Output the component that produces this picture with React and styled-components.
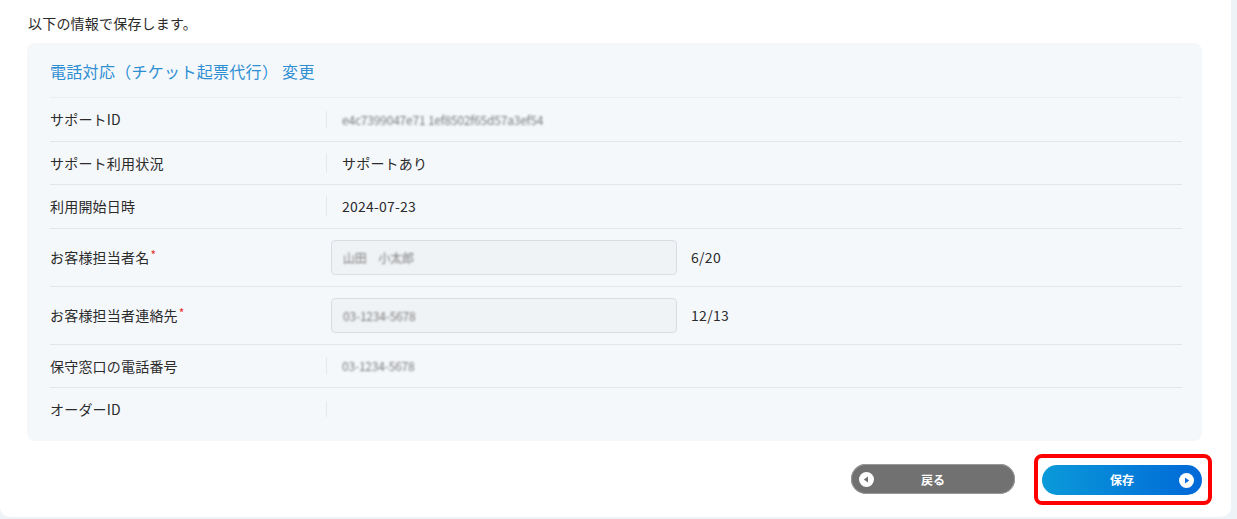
import styled, { createGlobalStyle } from "styled-components";

const GlobalStyle = createGlobalStyle`
  html, body {
    margin: 0;
    padding: 0;
    background: #eef3f8;
  }
  body {
    font-family: "Noto Sans CJK JP", "Noto Sans", sans-serif;
    color: #2b2b2b;
  }
`;

const Panel = styled.div`
  width: 1231px;
  height: 517px;
  background: #fff;
  border-radius: 0 0 10px 10px;
  box-sizing: border-box;
  padding: 13px 29px 0 27px;
`;

const Lead = styled.p`
  margin: 0 0 10px 1px;
  font-size: 14px;
  letter-spacing: 0.2px;
  line-height: 20px;
`;

const Card = styled.section`
  background: #f5f8fb;
  border-radius: 8px;
  padding: 0 20px 10px 23px;
`;

const Title = styled.h2`
  margin: 0;
  height: 53px;
  display: flex;
  align-items: center;
  font-size: 16px;
  letter-spacing: 0.3px;
  font-weight: 400;
  color: #2f8fd3;
  border-bottom: 1px solid #ebeff3;
  padding-top: 1px;
`;

const Row = styled.div`
  display: grid;
  grid-template-columns: 276px 1fr;
  align-items: center;
  height: ${(p) => (p.$tall ? 57 : 42.5)}px;
  border-bottom: ${(p) => (p.$last ? "none" : "1px solid #e3e7eb")};
  font-size: 14px;
  letter-spacing: 0.2px;
`;

const Label = styled.div`
  display: flex;
  align-items: center;
`;

const Req = styled.span`
  color: #e5322d;
  font-size: 12px;
  margin-left: 1px;
  position: relative;
  top: -3px;
`;

const Value = styled.div`
  display: flex;
  align-items: center;
  min-height: 16px;
  border-left: ${(p) => (p.$field ? "none" : "1px solid #e4e7eb")};
  padding-left: ${(p) => (p.$field ? 5 : 15)}px;
`;

const Blurred = styled.span`
  color: #7a7a7a;
  filter: blur(1px);
  font-size: 12px;
  letter-spacing: -0.2px;
`;

const Field = styled.div`
  width: 346px;
  height: 35px;
  box-sizing: border-box;
  background: #f0f3f6;
  border: 1px solid #dadee3;
  border-radius: 4px;
  display: flex;
  align-items: center;
  padding-left: 11px;
`;

const Counter = styled.span`
  margin-left: 14px;
  font-size: 14px;
  letter-spacing: 0.3px;
`;

const Actions = styled.div`
  display: flex;
  justify-content: flex-end;
  align-items: center;
  gap: 19px;
  margin-top: 13px;
  margin-right: -10px;
`;

const Highlight = styled.div`
  border: 4px solid #ff0000;
  border-radius: 8px;
  padding: 7px 6px 6px 4px;
`;

const Button = styled.button`
  position: relative;
  width: ${(p) => (p.$primary ? 160 : 164)}px;
  height: 30px;
  border: none;
  border-radius: 15px;
  background: ${(p) =>
    p.$primary ? "linear-gradient(90deg, #0a9ad9 0%, #0068d8 100%)" : "#717171"};
  color: #fff;
  font-family: inherit;
  font-size: 12px;
  font-weight: 700;
  display: flex;
  align-items: center;
  justify-content: center;
  padding: 0;
  box-shadow: ${(p) => (p.$primary ? "none" : "0 0 0 1px #9a9a9a inset")};
`;

const Icon = styled.svg`
  position: absolute;
  top: 8px;
  ${(p) => (p.$right ? "right: 8px;" : "left: 8px;")}
`;

const Arrow = ({ right, color }) => (
  <Icon $right={right} width="15" height="15" viewBox="0 0 15 15">
    <circle cx="7.5" cy="7.5" r="7.5" fill="#fff" />
    {right ? (
      <path d="M6 4.6 L10.2 7.5 L6 10.4 Z" fill={color} />
    ) : (
      <path d="M9 4.6 L4.8 7.5 L9 10.4 Z" fill={color} />
    )}
  </Icon>
);

const rows = [
  { label: "サポートID", value: "e4c7399047e71 1ef8502f65d57a3ef54", blur: true },
  { label: "サポート利用状況", value: "サポートあり" },
  { label: "利用開始日時", value: "2024-07-23" },
  { label: "お客様担当者名", field: "山田　小太郎", count: "6/20", req: true },
  { label: "お客様担当者連絡先", field: "03-1234-5678", count: "12/13", req: true },
  { label: "保守窓口の電話番号", value: "03-1234-5678", blur: true },
  { label: "オーダーID", value: "" },
];

export default function App() {
  return (
    <>
      <GlobalStyle />
      <Panel>
        <Lead>以下の情報で保存します。</Lead>
        <Card>
          <Title>電話対応（チケット起票代行） 変更</Title>
          {rows.map((r, i) => (
            <Row key={r.label} $tall={!!r.field} $last={i === rows.length - 1}>
              <Label>
                {r.label}
                {r.req && <Req>*</Req>}
              </Label>
              {r.field ? (
                <Value $field>
                  <Field>
                    <Blurred>{r.field}</Blurred>
                  </Field>
                  <Counter>{r.count}</Counter>
                </Value>
              ) : (
                <Value>{r.blur ? <Blurred>{r.value}</Blurred> : r.value}</Value>
              )}
            </Row>
          ))}
        </Card>
        <Actions>
          <Button type="button">
            <Arrow color="#717171" />
            戻る
          </Button>
          <Highlight>
            <Button type="button" $primary>
              保存
              <Arrow right color="#0a6fd8" />
            </Button>
          </Highlight>
        </Actions>
      </Panel>
    </>
  );
}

What is needed:
Exclude the images, then output the data above word for word.

Final result:
Output the component that produces this picture with React and styled-components.
import styled, { createGlobalStyle } from "styled-components";

const GlobalStyle = createGlobalStyle`
  html, body {
    margin: 0;
    padding: 0;
    background: #eef3f8;
  }
  body {
    font-family: "Noto Sans CJK JP", "Noto Sans", sans-serif;
    color: #2b2b2b;
  }
`;

const Panel = styled.div`
  width: 1231px;
  height: 517px;
  background: #fff;
  border-radius: 0 0 10px 10px;
  box-sizing: border-box;
  padding: 13px 29px 0 27px;
`;

const Lead = styled.p`
  margin: 0 0 10px 1px;
  font-size: 14px;
  letter-spacing: 0.2px;
  line-height: 20px;
`;

const Card = styled.section`
  background: #f5f8fb;
  border-radius: 8px;
  padding: 0 20px 10px 23px;
`;

const Title = styled.h2`
  margin: 0;
  height: 53px;
  display: flex;
  align-items: center;
  font-size: 16px;
  letter-spacing: 0.3px;
  font-weight: 400;
  color: #2f8fd3;
  border-bottom: 1px solid #ebeff3;
  padding-top: 1px;
`;

const Row = styled.div`
  display: grid;
  grid-template-columns: 276px 1fr;
  align-items: center;
  height: ${(p) => (p.$tall ? 57 : 42.5)}px;
  border-bottom: ${(p) => (p.$last ? "none" : "1px solid #e3e7eb")};
  font-size: 14px;
  letter-spacing: 0.2px;
`;

const Label = styled.div`
  display: flex;
  align-items: center;
`;

const Req = styled.span`
  color: #e5322d;
  font-size: 12px;
  margin-left: 1px;
  position: relative;
  top: -3px;
`;

const Value = styled.div`
  display: flex;
  align-items: center;
  min-height: 16px;
  border-left: ${(p) => (p.$field ? "none" : "1px solid #e4e7eb")};
  padding-left: ${(p) => (p.$field ? 5 : 15)}px;
`;

const Blurred = styled.span`
  color: #7a7a7a;
  filter: blur(1px);
  font-size: 12px;
  letter-spacing: -0.2px;
`;

const Field = styled.div`
  width: 346px;
  height: 35px;
  box-sizing: border-box;
  background: #f0f3f6;
  border: 1px solid #dadee3;
  border-radius: 4px;
  display: flex;
  align-items: center;
  padding-left: 11px;
`;

const Counter = styled.span`
  margin-left: 14px;
  font-size: 14px;
  letter-spacing: 0.3px;
`;

const Actions = styled.div`
  display: flex;
  justify-content: flex-end;
  align-items: center;
  gap: 19px;
  margin-top: 13px;
  margin-right: -10px;
`;

const Highlight = styled.div`
  border: 4px solid #ff0000;
  border-radius: 8px;
  padding: 7px 6px 6px 4px;
`;

const Button = styled.button`
  position: relative;
  width: ${(p) => (p.$primary ? 160 : 164)}px;
  height: 30px;
  border: none;
  border-radius: 15px;
  background: ${(p) =>
    p.$primary ? "linear-gradient(90deg, #0a9ad9 0%, #0068d8 100%)" : "#717171"};
  color: #fff;
  font-family: inherit;
  font-size: 12px;
  font-weight: 700;
  display: flex;
  align-items: center;
  justify-content: center;
  padding: 0;
  box-shadow: ${(p) => (p.$primary ? "none" : "0 0 0 1px #9a9a9a inset")};
`;

const Icon = styled.svg`
  position: absolute;
  top: 8px;
  ${(p) => (p.$right ? "right: 8px;" : "left: 8px;")}
`;

const Arrow = ({ right, color }) => (
  <Icon $right={right} width="15" height="15" viewBox="0 0 15 15">
    <circle cx="7.5" cy="7.5" r="7.5" fill="#fff" />
    {right ? (
      <path d="M6 4.6 L10.2 7.5 L6 10.4 Z" fill={color} />
    ) : (
      <path d="M9 4.6 L4.8 7.5 L9 10.4 Z" fill={color} />
    )}
  </Icon>
);

const rows = [
  { label: "サポートID", value: "e4c7399047e71 1ef8502f65d57a3ef54", blur: true },
  { label: "サポート利用状況", value: "サポートあり" },
  { label: "利用開始日時", value: "2024-07-23" },
  { label: "お客様担当者名", field: "山田　小太郎", count: "6/20", req: true },
  { label: "お客様担当者連絡先", field: "03-1234-5678", count: "12/13", req: true },
  { label: "保守窓口の電話番号", value: "03-1234-5678", blur: true },
  { label: "オーダーID", value: "" },
];

export default function App() {
  return (
    <>
      <GlobalStyle />
      <Panel>
        <Lead>以下の情報で保存します。</Lead>
        <Card>
          <Title>電話対応（チケット起票代行） 変更</Title>
          {rows.map((r, i) => (
            <Row key={r.label} $tall={!!r.field} $last={i === rows.length - 1}>
              <Label>
                {r.label}
                {r.req && <Req>*</Req>}
              </Label>
              {r.field ? (
                <Value $field>
                  <Field>
                    <Blurred>{r.field}</Blurred>
                  </Field>
                  <Counter>{r.count}</Counter>
                </Value>
              ) : (
                <Value>{r.blur ? <Blurred>{r.value}</Blurred> : r.value}</Value>
              )}
            </Row>
          ))}
        </Card>
        <Actions>
          <Button type="button">
            <Arrow color="#717171" />
            戻る
          </Button>
          <Highlight>
            <Button type="button" $primary>
              保存
              <Arrow right color="#0a6fd8" />
            </Button>
          </Highlight>
        </Actions>
      </Panel>
    </>
  );
}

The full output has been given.